Why do Americans still dislike atheists?

Fraggle Rocker

Staff member
Sociologist Gregory Paul and Pitzer College sociology professor Phil Zuckerman pose this question in the April 29 Washington Post. They point out that while America has gotten over its disrespect for Afro-Americans and Jews and is even becoming more civil to homosexuals, our people still don't like atheists very much. We're considered immoral, wicked and angry; we can't join the Boy Scouts; in the military we are rated as potentially deficient in our psychological evaluations; despite the constitutional ban on religious tests for public office, most Americans are reluctant to vote for a non-believer--much less marry one.

This discrimination is rarely mentioned by the mainstream media. Christian conservatives loudly proclaim that our lack of belief in an invisible, illogical supernatural universe whose denizens capriciously and often cruelly interfere with the behavior of the natural universe is detrimental to society, in effect declaring us second-class citizens.

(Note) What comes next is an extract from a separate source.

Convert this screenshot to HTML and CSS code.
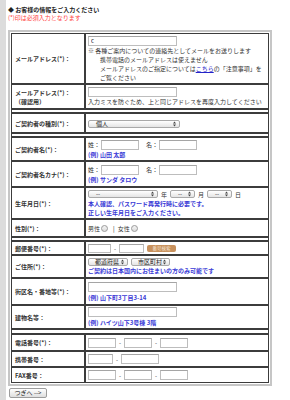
FILE: index.html
```html
<!DOCTYPE html>
<html lang="ja">
<head>
<meta charset="utf-8">
<title>お客様情報入力</title>
<link rel="stylesheet" href="styles.css">
</head>
<body>
<div class="page">
  <div class="title">◆ お客様の情報をご入力ください</div>
  <div class="req">(*)印は必須入力となります</div>
  <table class="form">
    <tr class="r-email">
      <th>メールアドレス(*)：</th>
      <td>
        <input class="tx w-mail" type="text" value="c">
        <div class="note"><span class="kome">※</span> 各種ご案内についての連絡先としてメールをお送りします</div>
        <div class="note ind">携帯電話のメールアドレスは使えません</div>
        <div class="note ind">メールアドレスのご指定については<a href="#">こちら</a>の「注意事項」を</div>
        <div class="note ind">ご覧ください</div>
      </td>
    </tr>
    <tr class="r-conf">
      <th>メールアドレス(*)：<br>（確認用）</th>
      <td>
        <input class="tx w-mail" type="text">
        <div class="note">入力ミスを防ぐため、上と同じアドレスを再度入力してください</div>
      </td>
    </tr>
    <tr class="r-gap"><td colspan="2"></td></tr>
    <tr class="r-type">
      <th>ご契約者の種別(*)：</th>
      <td>
        <span class="sel w-type"><span>個人</span><svg class="arr" viewBox="0 0 3 6" width="3" height="6"><path d="M0 2.4L1.5 0.6L3 2.4Z M0 3.6L1.5 5.4L3 3.6Z"/></svg></span>
      </td>
    </tr>
    <tr class="r-gap"><td colspan="2"></td></tr>
    <tr class="r-name">
      <th>ご契約者名(*)：</th>
      <td>
        <div class="line">
          <span class="pre">姓：</span><input class="tx w-name" type="text">
          <span class="pre mid">名：</span><input class="tx w-name" type="text">
        </div>
        <div class="ex">(例) 山田 太郎</div>
      </td>
    </tr>
    <tr class="r-kana">
      <th>ご契約者名カナ(*)：</th>
      <td>
        <div class="line">
          <span class="pre">姓：</span><input class="tx w-name" type="text">
          <span class="pre mid">名：</span><input class="tx w-name" type="text">
        </div>
        <div class="ex">(例) サンダ タロウ</div>
      </td>
    </tr>
    <tr class="r-birth">
      <th>生年月日(*)：</th>
      <td>
        <div class="line">
          <span class="sel w-year"><span>--</span><svg class="arr" viewBox="0 0 3 6" width="3" height="6"><path d="M0 2.4L1.5 0.6L3 2.4Z M0 3.6L1.5 5.4L3 3.6Z"/></svg></span>
          <span class="unit">年</span>
          <span class="sel w-md"><span>--</span><svg class="arr" viewBox="0 0 3 6" width="3" height="6"><path d="M0 2.4L1.5 0.6L3 2.4Z M0 3.6L1.5 5.4L3 3.6Z"/></svg></span>
          <span class="unit">月</span>
          <span class="sel w-md"><span>--</span><svg class="arr" viewBox="0 0 3 6" width="3" height="6"><path d="M0 2.4L1.5 0.6L3 2.4Z M0 3.6L1.5 5.4L3 3.6Z"/></svg></span>
          <span class="unit">日</span>
        </div>
        <div class="ex">本人確認、パスワード再発行時に必要です。</div>
        <div class="ex">正しい生年月日をご入力ください。</div>
      </td>
    </tr>
    <tr class="r-sex">
      <th>性別(*)：</th>
      <td>
        <div class="line">
          <span>男性</span><input class="rd" type="radio" name="sex">
          <span class="bar">|</span>
          <span>女性</span><input class="rd" type="radio" name="sex">
        </div>
      </td>
    </tr>
    <tr class="r-gap"><td colspan="2"></td></tr>
    <tr class="r-zip">
      <th>郵便番号(*)：</th>
      <td>
        <div class="line">
          <input class="tx sm w-zip1" type="text">
          <span class="dash">-</span>
          <input class="tx sm w-zip2" type="text">
          <span class="btn-search">番号検索</span>
        </div>
      </td>
    </tr>
    <tr class="r-addr">
      <th>ご住所(*)：</th>
      <td>
        <div class="line">
          <span class="sel w-pref"><span>都道府県</span><svg class="arr" viewBox="0 0 3 6" width="3" height="6"><path d="M0 2.4L1.5 0.6L3 2.4Z M0 3.6L1.5 5.4L3 3.6Z"/></svg></span>
          <span class="sel w-city"><span>市区町村</span><svg class="arr" viewBox="0 0 3 6" width="3" height="6"><path d="M0 2.4L1.5 0.6L3 2.4Z M0 3.6L1.5 5.4L3 3.6Z"/></svg></span>
        </div>
        <div class="ex">ご契約は日本国内にお住まいの方のみ可能です</div>
      </td>
    </tr>
    <tr class="r-street">
      <th>街区名・番地等(*)：</th>
      <td>
        <input class="tx w-mail" type="text">
        <div class="ex gap">(例) 山下町3丁目3-14</div>
      </td>
    </tr>
    <tr class="r-bldg">
      <th>建物名等：</th>
      <td>
        <input class="tx w-mail" type="text">
        <div class="ex gap">(例) ハイツ山下3号棟 3階</div>
      </td>
    </tr>
    <tr class="r-gap2"><td colspan="2"></td></tr>
    <tr class="r-tel">
      <th>電話番号(*)：</th>
      <td>
        <div class="line">
          <input class="tx w-tel" type="text"><span class="dash">-</span><input class="tx w-tel" type="text"><span class="dash">-</span><input class="tx w-tel" type="text">
        </div>
      </td>
    </tr>
    <tr class="r-tel2">
      <th>携帯番号：</th>
      <td>
        <div class="line">
          <input class="tx w-mob1" type="text"><span class="dash">-</span><input class="tx w-mob2" type="text">
        </div>
      </td>
    </tr>
    <tr class="r-tel2">
      <th>FAX番号：</th>
      <td>
        <div class="line">
          <input class="tx w-tel" type="text"><span class="dash">-</span><input class="tx w-tel" type="text"><span class="dash">-</span><input class="tx w-tel" type="text">
        </div>
      </td>
    </tr>
  </table>
  <button class="next" type="button">つぎへ --&gt;</button>
</div>
</body>
</html>
```

FILE: styles.css
```css
* { box-sizing: border-box; }
html, body { margin: 0; padding: 0; background: #fff; }
body {
  font-family: "Noto Sans CJK JP", "Noto Sans", sans-serif;
  font-size: 6px;
  line-height: 9px;
  color: #333;
}
.page {
  border-left: 6px solid #dcdcdc;
  min-height: 400px;
  padding: 6px 0 0 2px;
}
.title { font-weight: bold; line-height: 8px; color: #222; }
.req { color: #ff3b3b; line-height: 8px; }

.form {
  margin-top: 8px;
  width: 264px;
  table-layout: fixed;
  border-collapse: separate;
  border-spacing: 0;
  border: 2px solid #c6c6c6;
  padding: 1px;
}
.form th, .form td {
  border: 1px solid #3c3c3c;
  vertical-align: middle;
  padding: 1px 2px;
}
.form th {
  width: 74px;
  text-align: left;
  font-weight: bold;
  color: #333;
  padding-left: 3px;
  white-space: nowrap;
}
.form td { white-space: nowrap; }

.r-email { height: 51px; }
.r-conf { height: 25px; }
.r-gap { height: 4px; }
.r-gap2 { height: 5px; }
.r-gap td, .r-gap2 td { padding: 0; }
.r-type { height: 20px; }
.r-name { height: 24px; }
.r-kana { height: 26px; }
.r-birth { height: 32px; }
.r-sex { height: 18px; }
.r-zip { height: 14px; }
.r-addr { height: 23px; }
.r-street { height: 27px; }
.r-bldg { height: 24px; }
.r-tel { height: 17px; }
.r-tel2 { height: 16px; }

.tx {
  display: block;
  height: 10px;
  margin: 0;
  padding: 0 2px;
  border: 1px solid #bdbdbd;
  border-top-color: #a5a5a5;
  background: #fff;
  font: 6px/8px "Noto Sans CJK JP", "Noto Sans", sans-serif;
  color: #222;
  outline: none;
}
.tx.sm { height: 9px; }
.line .tx { display: inline-block; flex: none; }
.w-mail { width: 89px; }
.w-name { width: 38px; }
.w-zip1 { width: 23px; }
.w-zip2 { width: 25px; }
.w-tel { width: 28px; }
.w-mob1 { width: 25px; }
.w-mob2 { width: 38px; }

.note { color: #333; }
.note .kome { color: #555; font-family: "Noto Sans CJK JP", sans-serif; font-variant-emoji: text; }
.note.ind { padding-left: 12px; }
.note a { color: #2323c8; text-decoration: underline; }

.line { display: flex; align-items: center; }
.pre { flex: none; margin-right: 1px; }
.pre.mid { margin-left: 7px; }
.unit { margin: 0 3px 0 3px; }
.dash { margin: 0 3px 0 3px; }
.bar { margin: 0 3px 0 5px; color: #222; }

.ex { color: #3a3ad6; font-weight: bold; }
.ex.gap { margin-top: 1px; }

.sel {
  display: inline-flex;
  align-items: center;
  justify-content: space-between;
  height: 8px;
  padding: 0 3px 0 7px;
  border: 1px solid #a9a9a9;
  border-radius: 2px;
  background: linear-gradient(#ffffff, #e4e4e4);
  font-size: 6px;
  line-height: 6px;
  color: #222;
  flex: none;
}
.sel .arr { fill: #444; flex: none; }
.w-type { width: 92px; }
.w-year { width: 70px; }
.w-md { width: 25px; }
.w-pref { width: 40px; padding-left: 6px; }
.w-city { width: 39px; margin-left: 3px; padding-left: 6px; }

.rd {
  appearance: none;
  -webkit-appearance: none;
  width: 7px;
  height: 7px;
  margin: 0 0 0 1px;
  border: 1px solid #9a9a9a;
  border-radius: 50%;
  background: linear-gradient(#f4f4f4, #dcdcdc);
  flex: none;
}

.btn-search {
  display: inline-flex;
  align-items: center;
  justify-content: center;
  width: 29px;
  height: 7px;
  margin-left: 3px;
  border-radius: 2px;
  background: #c8915d;
  color: #f6e6d6;
  font-size: 4.5px;
  line-height: 5px;
}

.next {
  display: block;
  margin: 2px 0 0 1px;
  height: 10px;
  width: 38px;
  padding: 0;
  border: 1px solid #9c9c9c;
  border-radius: 2px;
  background: linear-gradient(#ffffff, #dedede);
  font: 6px/8px "Noto Sans CJK JP", "Noto Sans", sans-serif;
  color: #222;
}
```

Yet social research reveals that not only is this knee-jerk antipathy toward atheists unwarranted, but that we could be role models for the rest of you. According to sources that are cited in the article:
  • On basic questions of morality and human decency--issues such as governmental use of torture, the death penalty, punitive hitting of children, racism, sexism, homophobia, antisemitism, environmental degradation or human rights--the irreligious tend to be more ethical than their religious peers, particularly compared with those who describe themselves as very religious.
  • At the societal level, murder rates are far lower in secularized nations such as Japan or Sweden than they are in the much more religious United States, which also has a much greater portion of its population in prison.
  • Even within this country, states with the highest levels of church attendance, such as Louisiana and Mississippi, have significantly higher murder rates than far less religious states such as Vermont and Oregon.
  • As individuals, atheists tend to score high on measures of intelligence, especially verbal ability and scientific literacy.
  • We tend to raise our children to solve problems rationally, to make up their own minds when it comes to existential questions and to obey the golden rule.
  • We are more likely to practice safe sex than the strongly religious are, and are less likely to be nationalistic or ethnocentric.
  • We place greater value on freedom of thought.
  • While we appear to not fare as well as the religious when it comes to certain indicators of mental health or subjective well-being, new scholarship suggests that this correlation is more complex. For example, Denmark, one of the least religious countries in the history of the world, consistently rates as the happiest of nations. Apostates report feeling happier, better and liberated in their post-religious lives.
  • Some studies suggest that suicide rates are higher among the non-religious. But surveys can be misleading because they count the undecided agnostics as non-religious fence-sitters, whereas true atheists tend to do about as well as believers.
  • On numerous respected measures of societal success—rates of poverty, teenage pregnancy, abortion, STDs, obesity, drug use and crime, as well as economics, high levels of secularity are consistently correlated with positive outcomes in First World nations.
  • None of the secular advanced democracies suffers from the combined social ills seen here in Christian America.
Despite this bigotry, the number of American non-theists has tripled as a proportion of the general population since the 1960s. Yhe younger generations have less tolerance for the endless disputes of religion than their elders.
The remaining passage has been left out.